The setting for the 2022-23 Union Budget was quite unprecedented: Acute unemployment, growing poverty, burgeoning wealth and income inequalities, and accelerating inflation. One expected to find in the budget some measures for stimulating the economy, and also some gesture towards alleviating distress. Such alleviation, even if not used as the primary means of stimulating the economy, could have constituted a set of separate and additional provisions. This was not to be. The budget has been a gigantic non-event, blithely ignoring the economy’s travails and providing neither stimulus nor succour to the poor.

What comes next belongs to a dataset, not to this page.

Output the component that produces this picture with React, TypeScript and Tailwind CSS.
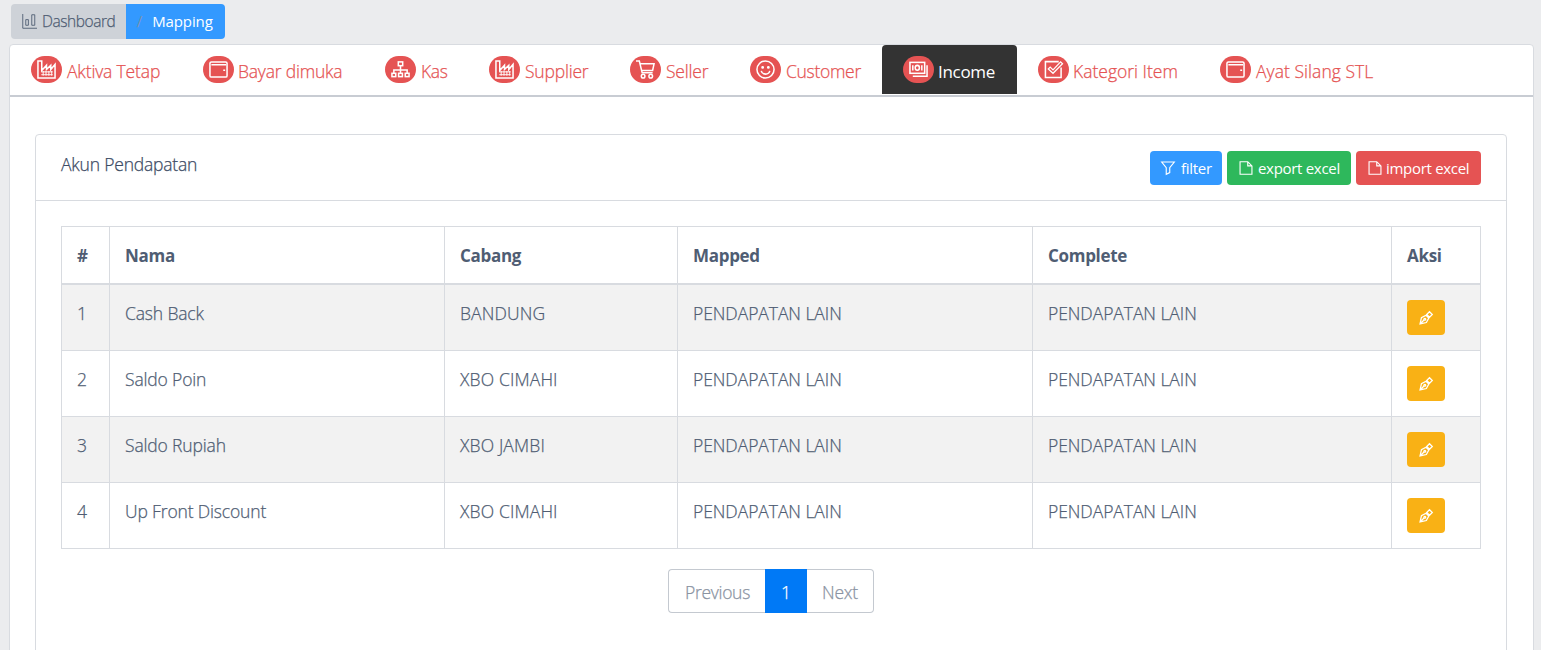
import type { ReactNode } from "react";

type IconName =
  | "factory" | "wallet" | "tree" | "cart" | "smile" | "money" | "check"
  | "chart" | "filter" | "file" | "pen";

const drawings: Record<IconName, ReactNode> = {
  factory: (
    <>
      <path d="M1 19V1h4v10l5-5.500v4.500l4.500-4.500v4.500l4.500-5.500V19z" />
      <path d="M4.500 12.500h12M4.500 15.500h12M6.500 11.500v5M9.500 11.500v5M12.500 11.500v5M15.500 11.500v5" strokeWidth="1" />
    </>
  ),
  wallet: (
    <>
      <rect x="1" y="2" width="18" height="16" rx="1.500" />
      <path d="M2.500 5h15.500M15 10.800h2" />
    </>
  ),
  tree: (
    <>
      <rect x="7.700" y="2" width="4.600" height="4" />
      <rect x="1" y="14" width="4" height="3.500" />
      <rect x="8" y="14" width="4" height="3.500" />
      <rect x="15" y="14" width="4" height="3.500" />
      <path d="M10 6v8M3 14v-3.500h14V14" />
    </>
  ),
  cart: (
    <>
      <path d="M0 1h3.500l3 12.500h11M4 4h15l-1.500 7H6" />
      <circle cx="7.500" cy="17" r="1.900" />
      <circle cx="15.500" cy="17" r="1.900" />
    </>
  ),
  smile: (
    <>
      <circle cx="10" cy="10" r="9" />
      <path d="M5.500 11.500c1 4.500 8 4.500 9 0" />
      <circle cx="7" cy="7.800" r=".7" fill="currentColor" />
      <circle cx="13" cy="7.800" r=".7" fill="currentColor" />
    </>
  ),
  money: (
    <>
      <rect x="1" y="2.500" width="15.500" height="11.500" />
      <path d="M19 5.500v11.500H4" />
      <ellipse cx="8.750" cy="8.250" rx="2.200" ry="2.600" />
      <path d="M4 5.500v5.500M13.500 5.500v5.500" />
    </>
  ),
  check: (
    <>
      <path d="M15.500 1.700H1.500v16.600h16.500V8" />
      <path d="M4.500 9.500l2-2 3 3L17.500 2l2 2L9.500 14z" strokeWidth="1.300" />
    </>
  ),
  chart: (
    <path d="M1 0v19h19M5 7.500h3.500V15H5zM13 1h4v14h-4z" />
  ),
  filter: <path d="M1 1.500h18L12.500 9.500v7l-5 2.500V9.500z" />,
  file: <path d="M1.500 1h11l6 6v12h-17zM12.500 1v6h6" />,
  pen: (
    <>
      <path d="M1.500 18.500l2-9L10 6l4 4-3.500 6.500zM1.500 18.500l6-6M11 5l4-4 4 4-4 4z" />
      <circle cx="8.300" cy="11.700" r="1.300" />
    </>
  ),
};

function Icon({ name, className, stroke = 1.6 }: { name: IconName; className: string; stroke?: number }) {
  return (
    <svg viewBox="0 0 20 20" fill="none" stroke="currentColor" strokeWidth={stroke} className={`shrink-0 overflow-visible ${className}`}>
      {drawings[name]}
    </svg>
  );
}

const tabs: { icon: IconName; label: string; width: string; text: string; active?: boolean }[] = [
  { icon: "factory", label: "Aktiva Tetap", width: "w-[172px]", text: "ml-[5px] tracking-[-0.15px]" },
  { icon: "wallet", label: "Bayar dimuka", width: "w-[182px]", text: "ml-1 tracking-[-0.2px]" },
  { icon: "tree", label: "Kas", width: "w-[104px]", text: "ml-[5px] tracking-[-0.3px]" },
  { icon: "factory", label: "Supplier", width: "w-[141px]", text: "ml-[5px] tracking-[-0.2px]" },
  { icon: "cart", label: "Seller", width: "w-[120px]", text: "ml-[5px] tracking-[-0.2px]" },
  { icon: "smile", label: "Customer", width: "w-[153px]", text: "ml-[5px] tracking-[-0.3px]" },
  { icon: "money", label: "Income", width: "w-[135px]", text: "ml-1 text-[17px] tracking-[-0.3px]", active: true },
  { icon: "check", label: "Kategori Item", width: "w-[182px]", text: "ml-1 tracking-[0px]" },
  { icon: "wallet", label: "Ayat Silang STL", width: "w-[196px]", text: "ml-[5px] tracking-[0.05px]" },
];

const columns = [
  { label: "#", width: "w-[48px]" },
  { label: "Nama", width: "w-[335px]" },
  { label: "Cabang", width: "w-[233px]" },
  { label: "Mapped", width: "w-[355px]" },
  { label: "Complete", width: "w-[359px]" },
  { label: "Aksi", width: "w-[89px]" },
];

const cellTracking = [
  "tracking-[-0.2px]",
  "tracking-[-0.15px]",
  "tracking-[0.15px]",
  "tracking-[-0.05px]",
  "tracking-[-0.05px]",
];

const rows = [
  ["1", "Cash Back", "BANDUNG", "PENDAPATAN LAIN", "PENDAPATAN LAIN"],
  ["2", "Saldo Poin", "XBO CIMAHI", "PENDAPATAN LAIN", "PENDAPATAN LAIN"],
  ["3", "Saldo Rupiah", "XBO JAMBI", "PENDAPATAN LAIN", "PENDAPATAN LAIN"],
  ["4", "Up Front Discount", "XBO CIMAHI", "PENDAPATAN LAIN", "PENDAPATAN LAIN"],
];

export default function App() {
  return (
    <div className="h-[650px] overflow-hidden bg-[#ebecee] pt-1 font-['Open_Sans',sans-serif] text-[17.5px] leading-[26px] font-light text-[#4f5d73] [-webkit-text-stroke:0.25px]">
      <nav className="ml-[11px] flex h-[35px] w-[214px] overflow-hidden rounded text-[15px] leading-[35px]">
        <a className="flex w-[115px] items-center bg-[#ced2d8] pl-[11px]">
          <Icon name="chart" className="mr-[5px] size-[15px]" stroke={1.2} />
          <span className="text-[15.5px] tracking-[-0.45px]">Dashboard</span>
        </a>
        <a className="flex flex-1 bg-[#39f] pl-[11px] text-white">
          <span className="mr-[10px] text-[#8a93a2]">/</span>
          <span className="font-normal tracking-[-0.1px] [-webkit-text-stroke:0px]">Mapping</span>
        </a>
      </nav>

      <main className="mr-[7px] ml-[9px] mt-[5px] h-[700px] rounded border border-[#d8dbe0] bg-white">
        <ul className="flex h-[52px] border-b-2 border-[#c8ccd3]">
          {tabs.map((t) => (
            <li
              key={t.label}
              className={`flex h-[49px] shrink-0 ${t.width} ${t.active ? "rounded-t bg-[#333] font-normal text-white [-webkit-text-stroke:0px]" : "text-[#e55353]"} pl-[21px]`}
            >
              <span className="mt-[11px] flex h-[27px] w-[31px] items-center justify-center rounded-[14px] bg-[#e55353] text-white">
                <Icon name={t.icon} className="size-[19px]" />
              </span>
              <span className={`whitespace-nowrap ${t.active ? "mt-[14px]" : "mt-[13px]"} ${t.text}`}>{t.label}</span>
            </li>
          ))}
        </ul>

        <section className="mr-[26px] ml-[25px] mt-[37px] h-[600px] rounded border border-[#d8dbe0]">
          <header className="flex h-[66px] justify-between border-b border-[#d8dbe0] px-[25px] pt-4">
            <h1 className="tracking-[-0.2px] text-[#3c4b64]">Akun Pendapatan</h1>
            <div className="flex h-[34px] gap-[5px] text-[15px] font-normal text-white [-webkit-text-stroke:0px]">
              <button className="flex w-[72px] items-center rounded bg-[#39f] pl-[11px]">
                <Icon name="filter" className="mr-[6px] size-[14px]" />
                <span className="tracking-[-0.3px]">filter</span>
              </button>
              <button className="flex w-[124px] items-center rounded bg-[#2eb85c] pl-3">
                <Icon name="file" className="mr-[5px] size-[14px]" />
                <span className="whitespace-nowrap tracking-[-0.3px]">export excel</span>
              </button>
              <button className="flex w-[125px] items-center rounded bg-[#e55353] pl-3">
                <Icon name="file" className="mr-[4px] size-[14px]" />
                <span className="whitespace-nowrap tracking-[-0.3px]">import excel</span>
              </button>
            </div>
          </header>

          <table className="mt-[25px] ml-[25px] w-[1420px] table-fixed border-separate border-spacing-0 border-t border-l border-[#d8dbe0] text-left">
            <thead>
              <tr className="h-[58px]">
                {columns.map((c) => (
                  <th key={c.label} className={`${c.width} border-r border-b-2 border-[#d8dbe0] px-[15px] pt-[2px] pb-0 text-[17px] font-bold tracking-[-0.3px] [-webkit-text-stroke:0px]`}>
                    {c.label}
                  </th>
                ))}
              </tr>
            </thead>
            <tbody>
              {rows.map((r) => (
                <tr key={r[0]} className="h-[66px] odd:bg-[#f2f2f2]">
                  {r.map((cell, i) => (
                    <td key={i} className={`border-r border-b border-[#d8dbe0] px-[15px] pt-[15px] pb-0 align-top ${cellTracking[i]}`}>
                      {cell}
                    </td>
                  ))}
                  <td className="border-r border-b border-[#d8dbe0] px-[15px] pt-[15px] pb-0 align-top">
                    <button className="flex h-[35px] w-[38px] items-center justify-center rounded bg-[#f9b115] pt-px text-white">
                      <Icon name="pen" className="size-[14px]" stroke={1.8} />
                    </button>
                  </td>
                </tr>
              ))}
            </tbody>
          </table>

          <div className="mt-5 ml-[632px] flex h-[44px] w-[206px] text-[#8a93a2] leading-[45px]">
            <a className="w-[97px] rounded-l border border-r-0 border-[#c4c9d0] pl-4 tracking-[-0.3px]">Previous</a>
            <a className="w-[42px] bg-[#0079f6] text-center leading-[47px] text-white">1</a>
            <a className="w-[67px] rounded-r border border-l-0 border-[#c4c9d0] pl-[15px] tracking-[-0.2px]">Next</a>
          </div>
        </section>
      </main>
    </div>
  );
}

True, the budget envisages a rise in capital expenditure by the government but if we look at total government expenditure, which is what matters from the point of view of aggregate demand, the increase is only Rs 1.75 lakh crore, from Rs 37.70 lakh crore in 2021-22 (RE) to Rs 39.45 lakh crore in 2022-23 — a 4.6 per cent rise. This is even lower than the inflation rate. In real terms, the budgeted total expenditure change is thus negative. Government expenditure as a proportion of GDP is set to decline sharply, entailing a dampening effect on the economy.
Likewise, the provision for MGNREGA, a lifeline for the poor, is pegged at Rs 73,000 crore, lower than Rs 98,000 crore in 2021-22 (RE) and Rs 1,11,000 crore in 2020-21. It would be argued that this being a demand-driven scheme, the outlay can be expanded if necessary. What this argument misses is that such an expansion of outlay takes time, and delayed wage payment in the interim discourages demand. The initial budgetary provision is, therefore, important.
This damp squib of a budget implies that the perverse fiscal strategy the Modi government has been putting into effect of late is allowed to persist. This strategy consists in giving tax concessions to the rich (expecting them to invest more), while restraining the fiscal deficit through higher indirect taxation, notably on fuel. Even in the current budget, the oil price is set to increase for consumers because of the additional excise duty of Rs 2 per litre on unblended fuel.
This fiscal strategy is a perverse one for several reasons. First, it is inhumane, inegalitarian and hence anti-democratic: Its inhumaneness, in contrast to other resource mobilisation measures like a wealth tax, is so appalling that a group of American billionaires on the occasion of the Davos summit expressed their desire for being taxed more so that the poor are spared. Second, it goes against what advanced capitalist countries like the US have been trying to do. The Biden administration’s recovery strategy entails spending more, including on welfare schemes, by resorting to heavier, not lighter, corporate taxation. For this, it has even negotiated an internationally-agreed minimum corporate tax rate to prevent corporates from parking profits in tax havens. Third, it has been a major contributory factor to the phenomenon of inflationary recession that is plaguing the Indian economy. Raising fuel taxes raises prices in general and since the money incomes of the working people do not increase in tandem, there is a reduction in real demand, and hence a recession. Fourth, precisely because of this recession that develops, the increase in private corporate investment, that had supposedly constituted the justification for such tax concessions, does not materialise: On the contrary, the larger unutilised capacity in existing units, that arises because of the recession, causes a curtailment in private investment.
This perverse fiscal strategy, which one hoped would be abandoned in the current budget, continues even as the government itself admits that private investment is unresponsive to tax concessions which is why it has decided to increase public investment hoping that it would “crowd in” private investment.